Six reasons to be cheerful in 2023

As M&A insurers, we ended 2022 in a much quieter place than we began.  With many PE firms holding back their dry powder and rethinking their financing models to take account of global inflation, the pause in deal volume has given me some time to consider what we can expect from 2023.

Perhaps I am naturally optimistic, but I see a surprising number of good reasons for some (albeit subdued) confidence about the coming year.  Let’s look ahead to my six reasons for new year cheer:

Our core clients will continue to transact

The stronger private equity firms, and those who have proven track records, are likely to continue to transact in the year ahead, albeit selectively and with discretion.  For Liberty GTS, these are our heartland clients; and we expect to continue to help them participate in these types of deals throughout 2023. 

Due diligence will improve

Meanwhile, some of the weaker and less well-capitalized private equity firms will see enforced pauses on their activity, and this will bring down overall deal volumes.  As a result, competitive tension will undoubtedly reduce, and the pressure to complete deals within unrealistically short periods will also reduce.  For the transaction teams this brings a beneficial environment, in which, for the first time in over three years, they will be able to focus properly on due diligence, conducting it in person where necessary, and taking time to understand all the financials, contracts and quirks behind each deal target.

So, cheeringly, the deals that do go through are likely to be well thought through and properly checked, which may ultimately result in less claims coming through to us.

Reduced multiples will shrink claim sizes

M&A pricing will certainly be under pressure in 2023.  As financing sources shrink and interest rates rise, PE firms will struggle to borrow at previous levels and this will bring an enforced drop in offer levels.  10x multiples look set to become more like 5x multiples, and this is a straight six (to use a cricketing analogy) for us as insurers.  The smaller the multiple, the smaller the exposure we take as insurers.  This, in turn, means we’ll be able to live up to our service promises to pay our claims on time and to value – a win for everyone involved.
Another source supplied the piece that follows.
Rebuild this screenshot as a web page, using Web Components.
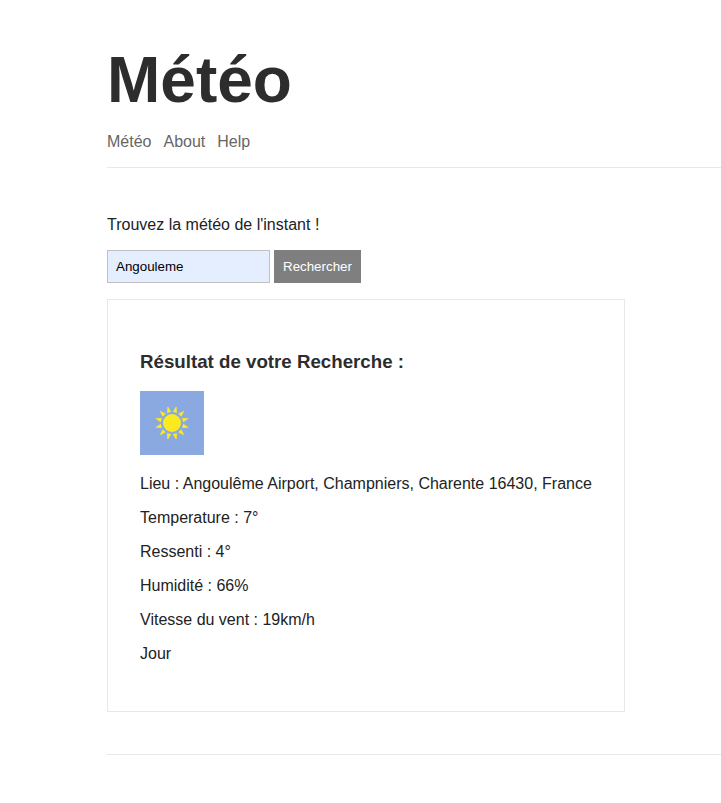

Buyers and sellers are now on the same page

It is no longer news to anyone that the global economy is in a downturn.  As insurers, there is a positive side to this too.  For much of the last year, we have feared insurance claims based on a mismatch of expectations between buyers and seller.  Buyers lifting the lid to a nasty surprise when they look at the detail of what they have bought brings nobody any joy.  But – for the animal lovers among you – if you buy a dog that you already know has fleas and perhaps a touch of mange, you buy it more cheaply, prepared to take time to clean it up and see the benefits of a loving brush and polish.  Then you’re much less likely to regret your purchase and make a claim on the basis the dog was sold to you under false pretenses.

Tax is an area of opportunity

We also see new opportunities in the changed economic landscape.  As governments look to raise money through higher taxes, there will be an increased need for my tax specialist colleagues.  Many companies will look to reorganize themselves for tax purposes – which may lead to M&A outcomes; or to reorganize the tax provision that sits on their accounts currently.  Here tax insurance products that can crystallize the cost of an expected tax liability that might well go up over the coming year, will suddenly look highly attractive.  Expect growth in this field next year.

The types of deals will be different

2023 will not be the year of the big retail or service industry deal (unless there is distress involved).  Instead, we expect to see recession-proof infrastructure assets (such as road networks and water companies) being bought and sold, alongside renewable energy infrastructure.  These are bigger deals that play to Liberty GTS’s strengths. 

2023 may be a tough year, but I take comfort from the fact that not every part of a changed economic circumstance is bad news.  And on that note, thank you for your support in 2022, and happy new year for 2023!